# EXERCISE TASK
Pictures aside, quote the whole listing exactly.

# MATERIAL PROVIDED
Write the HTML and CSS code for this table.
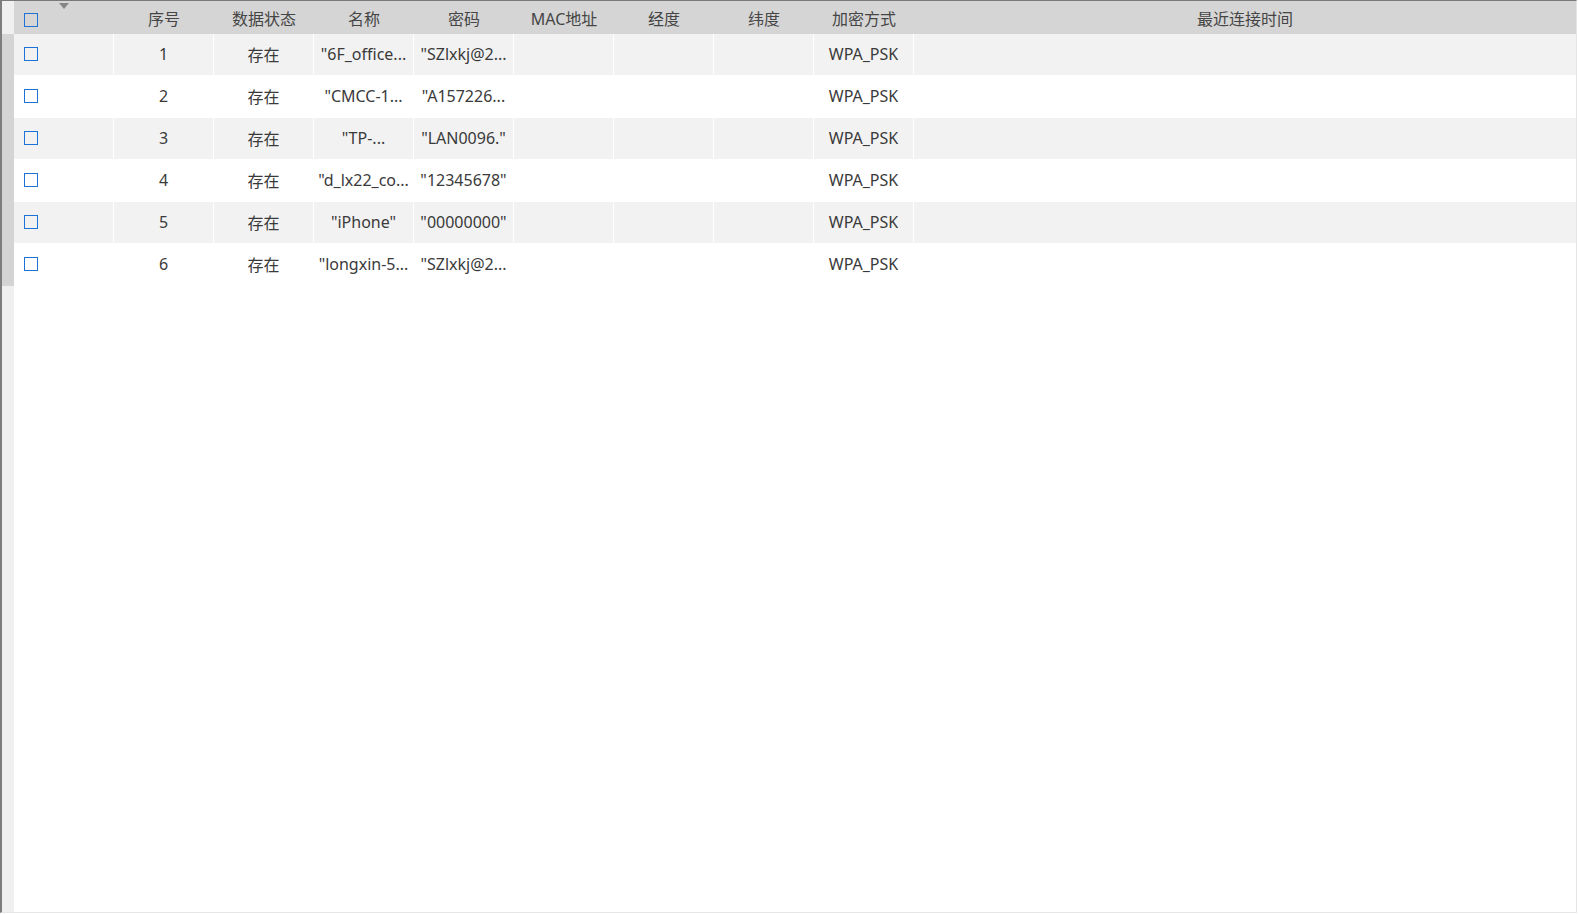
FILE: index.html
```html
<!DOCTYPE html>
<html lang="zh-CN">
<head>
<meta charset="utf-8">
<title>WiFi</title>
<link rel="stylesheet" href="styles.css">
</head>
<body>
<div class="frame">
  <div class="gutter">
    <div class="g-head"></div>
    <div class="g-rows"></div>
    <div class="g-rest"></div>
  </div>
  <div class="grid">
    <div class="head">
      <div class="hcell chk"><span class="box"></span><span class="tri"></span></div>
      <div class="hcell">序号</div>
      <div class="hcell">数据状态</div>
      <div class="hcell">名称</div>
      <div class="hcell">密码</div>
      <div class="hcell">MAC地址</div>
      <div class="hcell">经度</div>
      <div class="hcell">纬度</div>
      <div class="hcell">加密方式</div>
      <div class="hcell last">最近连接时间</div>
    </div>
    <div class="row alt">
      <div class="cell chk"><span class="box"></span></div>
      <div class="cell">1</div><div class="cell">存在</div><div class="cell">"6F_office...</div><div class="cell">"SZlxkj@2...</div><div class="cell"></div><div class="cell"></div><div class="cell"></div><div class="cell">WPA_PSK</div><div class="cell last"></div>
    </div>
    <div class="row">
      <div class="cell chk"><span class="box"></span></div>
      <div class="cell">2</div><div class="cell">存在</div><div class="cell">"CMCC-1...</div><div class="cell">"A157226...</div><div class="cell"></div><div class="cell"></div><div class="cell"></div><div class="cell">WPA_PSK</div><div class="cell last"></div>
    </div>
    <div class="row alt">
      <div class="cell chk"><span class="box"></span></div>
      <div class="cell">3</div><div class="cell">存在</div><div class="cell">"TP-...</div><div class="cell">"LAN0096."</div><div class="cell"></div><div class="cell"></div><div class="cell"></div><div class="cell">WPA_PSK</div><div class="cell last"></div>
    </div>
    <div class="row">
      <div class="cell chk"><span class="box"></span></div>
      <div class="cell">4</div><div class="cell">存在</div><div class="cell">"d_lx22_co...</div><div class="cell">"12345678"</div><div class="cell"></div><div class="cell"></div><div class="cell"></div><div class="cell">WPA_PSK</div><div class="cell last"></div>
    </div>
    <div class="row alt">
      <div class="cell chk"><span class="box"></span></div>
      <div class="cell">5</div><div class="cell">存在</div><div class="cell">"iPhone"</div><div class="cell">"00000000"</div><div class="cell"></div><div class="cell"></div><div class="cell"></div><div class="cell">WPA_PSK</div><div class="cell last"></div>
    </div>
    <div class="row">
      <div class="cell chk"><span class="box"></span></div>
      <div class="cell">6</div><div class="cell">存在</div><div class="cell">"longxin-5...</div><div class="cell">"SZlxkj@2...</div><div class="cell"></div><div class="cell"></div><div class="cell"></div><div class="cell">WPA_PSK</div><div class="cell last"></div>
    </div>
  </div>
</div>
</body>
</html>
```
FILE: styles.css
```css
html, body {
  margin: 0;
  padding: 0;
  background: #ffffff;
}
body {
  font-family: "Noto Sans", "Noto Sans CJK SC", sans-serif;
  font-size: 16px;
  color: #3a3a3a;
}
.frame {
  box-sizing: border-box;
  width: 1577px;
  height: 913px;
  border-top: 1px solid #7a7a7a;
  border-left: 2px solid #7d7d7d;
  border-right: 1px solid #e6e6e6;
  border-bottom: 1px solid #e6e6e6;
  display: flex;
  background: #ffffff;
}
.gutter {
  width: 12px;
  display: flex;
  flex-direction: column;
  flex-shrink: 0;
}
.g-head {
  height: 33px;
  background: #f0f0f0;
}
.g-rows {
  height: 252px;
  background: #d4d4d4;
}
.g-rest {
  flex: 1;
  background: #f0f0f0;
}
.grid {
  width: 1562px;
  display: flex;
  flex-direction: column;
}
.head {
  position: relative;
  display: grid;
  grid-template-columns: repeat(9, 100px) 662px;
  height: 33px;
  box-sizing: border-box;
  padding-top: 4px;
  background: #d5d5d5;
  color: #454545;
}
.hcell {
  display: flex;
  align-items: center;
  justify-content: center;
  white-space: nowrap;
  padding-bottom: 4px;
}
.hcell.chk {
  padding-bottom: 0;
}
.chk {
  justify-content: flex-start;
  padding-left: 10px;
}
.box {
  display: block;
  box-sizing: border-box;
  width: 14px;
  height: 14px;
  border: 1px solid #1c72d6;
  background: transparent;
}
.tri {
  position: absolute;
  left: 45px;
  top: 2px;
  width: 0;
  height: 0;
  border-left: 5px solid transparent;
  border-right: 5px solid transparent;
  border-top: 6px solid #858585;
}
.row {
  display: grid;
  grid-template-columns: repeat(9, 100px) 662px;
  height: 42px;
  box-sizing: border-box;
  border-bottom: 1px solid #ffffff;
  background: #ffffff;
}
.row.alt {
  background: #f2f2f2;
}
.cell {
  display: flex;
  align-items: center;
  justify-content: center;
  white-space: nowrap;
  overflow: hidden;
  border-right: 1px solid #ffffff;
  padding-bottom: 1px;
}
.cell.last {
  border-right: none;
}
.cell.chk {
  justify-content: flex-start;
}
```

# OUTPUT FOR THIS EXERCISE
Write the HTML and CSS code for this table.
FILE: index.html
```html
<!DOCTYPE html>
<html lang="zh-CN">
<head>
<meta charset="utf-8">
<title>WiFi</title>
<link rel="stylesheet" href="styles.css">
</head>
<body>
<div class="frame">
  <div class="gutter">
    <div class="g-head"></div>
    <div class="g-rows"></div>
    <div class="g-rest"></div>
  </div>
  <div class="grid">
    <div class="head">
      <div class="hcell chk"><span class="box"></span><span class="tri"></span></div>
      <div class="hcell">序号</div>
      <div class="hcell">数据状态</div>
      <div class="hcell">名称</div>
      <div class="hcell">密码</div>
      <div class="hcell">MAC地址</div>
      <div class="hcell">经度</div>
      <div class="hcell">纬度</div>
      <div class="hcell">加密方式</div>
      <div class="hcell last">最近连接时间</div>
    </div>
    <div class="row alt">
      <div class="cell chk"><span class="box"></span></div>
      <div class="cell">1</div><div class="cell">存在</div><div class="cell">"6F_office...</div><div class="cell">"SZlxkj@2...</div><div class="cell"></div><div class="cell"></div><div class="cell"></div><div class="cell">WPA_PSK</div><div class="cell last"></div>
    </div>
    <div class="row">
      <div class="cell chk"><span class="box"></span></div>
      <div class="cell">2</div><div class="cell">存在</div><div class="cell">"CMCC-1...</div><div class="cell">"A157226...</div><div class="cell"></div><div class="cell"></div><div class="cell"></div><div class="cell">WPA_PSK</div><div class="cell last"></div>
    </div>
    <div class="row alt">
      <div class="cell chk"><span class="box"></span></div>
      <div class="cell">3</div><div class="cell">存在</div><div class="cell">"TP-...</div><div class="cell">"LAN0096."</div><div class="cell"></div><div class="cell"></div><div class="cell"></div><div class="cell">WPA_PSK</div><div class="cell last"></div>
    </div>
    <div class="row">
      <div class="cell chk"><span class="box"></span></div>
      <div class="cell">4</div><div class="cell">存在</div><div class="cell">"d_lx22_co...</div><div class="cell">"12345678"</div><div class="cell"></div><div class="cell"></div><div class="cell"></div><div class="cell">WPA_PSK</div><div class="cell last"></div>
    </div>
    <div class="row alt">
      <div class="cell chk"><span class="box"></span></div>
      <div class="cell">5</div><div class="cell">存在</div><div class="cell">"iPhone"</div><div class="cell">"00000000"</div><div class="cell"></div><div class="cell"></div><div class="cell"></div><div class="cell">WPA_PSK</div><div class="cell last"></div>
    </div>
    <div class="row">
      <div class="cell chk"><span class="box"></span></div>
      <div class="cell">6</div><div class="cell">存在</div><div class="cell">"longxin-5...</div><div class="cell">"SZlxkj@2...</div><div class="cell"></div><div class="cell"></div><div class="cell"></div><div class="cell">WPA_PSK</div><div class="cell last"></div>
    </div>
  </div>
</div>
</body>
</html>
```
FILE: styles.css
```css
html, body {
  margin: 0;
  padding: 0;
  background: #ffffff;
}
body {
  font-family: "Noto Sans", "Noto Sans CJK SC", sans-serif;
  font-size: 16px;
  color: #3a3a3a;
}
.frame {
  box-sizing: border-box;
  width: 1577px;
  height: 913px;
  border-top: 1px solid #7a7a7a;
  border-left: 2px solid #7d7d7d;
  border-right: 1px solid #e6e6e6;
  border-bottom: 1px solid #e6e6e6;
  display: flex;
  background: #ffffff;
}
.gutter {
  width: 12px;
  display: flex;
  flex-direction: column;
  flex-shrink: 0;
}
.g-head {
  height: 33px;
  background: #f0f0f0;
}
.g-rows {
  height: 252px;
  background: #d4d4d4;
}
.g-rest {
  flex: 1;
  background: #f0f0f0;
}
.grid {
  width: 1562px;
  display: flex;
  flex-direction: column;
}
.head {
  position: relative;
  display: grid;
  grid-template-columns: repeat(9, 100px) 662px;
  height: 33px;
  box-sizing: border-box;
  padding-top: 4px;
  background: #d5d5d5;
  color: #454545;
}
.hcell {
  display: flex;
  align-items: center;
  justify-content: center;
  white-space: nowrap;
  padding-bottom: 4px;
}
.hcell.chk {
  padding-bottom: 0;
}
.chk {
  justify-content: flex-start;
  padding-left: 10px;
}
.box {
  display: block;
  box-sizing: border-box;
  width: 14px;
  height: 14px;
  border: 1px solid #1c72d6;
  background: transparent;
}
.tri {
  position: absolute;
  left: 45px;
  top: 2px;
  width: 0;
  height: 0;
  border-left: 5px solid transparent;
  border-right: 5px solid transparent;
  border-top: 6px solid #858585;
}
.row {
  display: grid;
  grid-template-columns: repeat(9, 100px) 662px;
  height: 42px;
  box-sizing: border-box;
  border-bottom: 1px solid #ffffff;
  background: #ffffff;
}
.row.alt {
  background: #f2f2f2;
}
.cell {
  display: flex;
  align-items: center;
  justify-content: center;
  white-space: nowrap;
  overflow: hidden;
  border-right: 1px solid #ffffff;
  padding-bottom: 1px;
}
.cell.last {
  border-right: none;
}
.cell.chk {
  justify-content: flex-start;
}
```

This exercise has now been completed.